3. Have two letters of recommendation from CS department faculty members, at least one must come from a core CS faculty member. These letters should attest to the student’s satisfactory performance in CS courses completed to date, and their ability to complete a master’s degree in CS.
4. At least one of the courses for requirement #2 must have a significant amount of programming in a structured language. This requirement is waived for students who have taken CS 367 (which does not count toward the master’s in CS).
5. Provide a completed add/change major form and their student record to the CS graduate coordinator, along with the other application materials described above.

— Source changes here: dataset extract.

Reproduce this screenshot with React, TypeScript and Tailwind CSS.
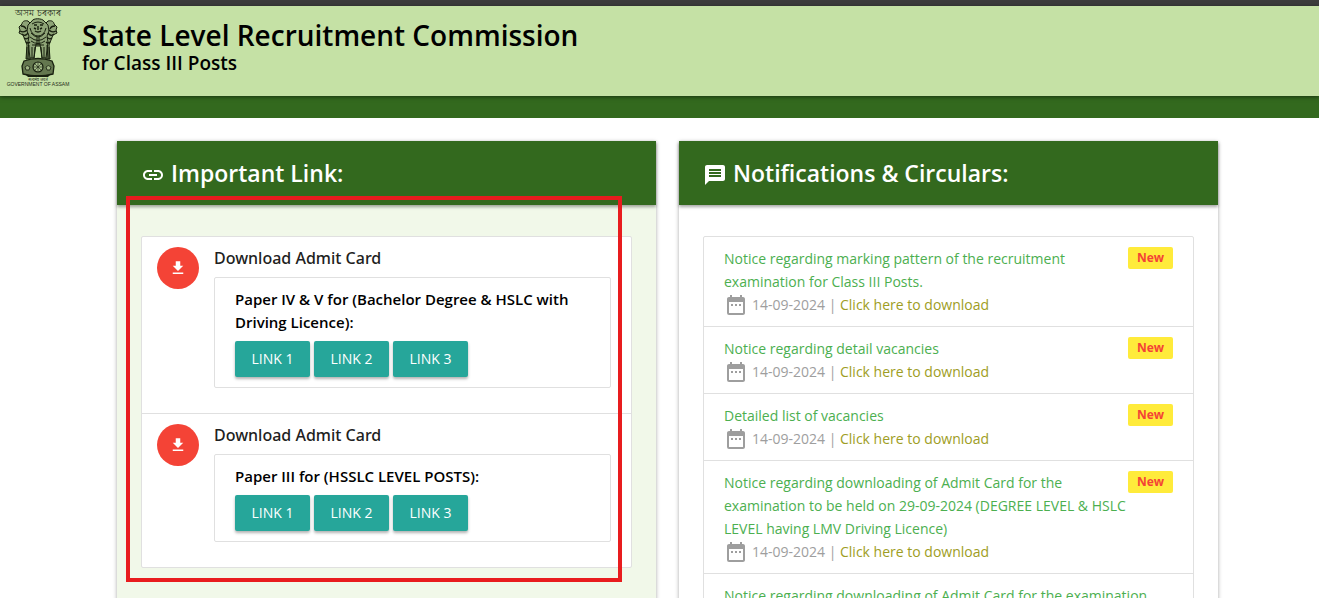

Note that a student in dissertator fee status who is admitted to the CS master’s program loses his or her dissertator fee status. Dissertators who add a program or a certificate program must enroll and pay fees as a regular graduate student. This is a Graduate School rule.
Meeting these requirements guarantees that your application will be considered for admission to the program. However, it does not guarantee admission.
Applications for second major MS in Computer Sciences are accepted three times during each academic year, with deadlines of (a) one week before the start of classes in the Spring term (for admission in Spring term), (b) the last day of classes in Spring term (for admission in Summer term), and (c) one week before the start of classes in the Fall term (for admission in Fall term).
There are no retroactive admissions. Decisions concerning admissions will normally be made within two weeks of each application deadline.
Students should also check the Graduate School requirements for a double degree. Note that in order to obtain an MS in Computer Sciences students must fulfill the requirements stated in the CS Graduate Guidebook (PDF).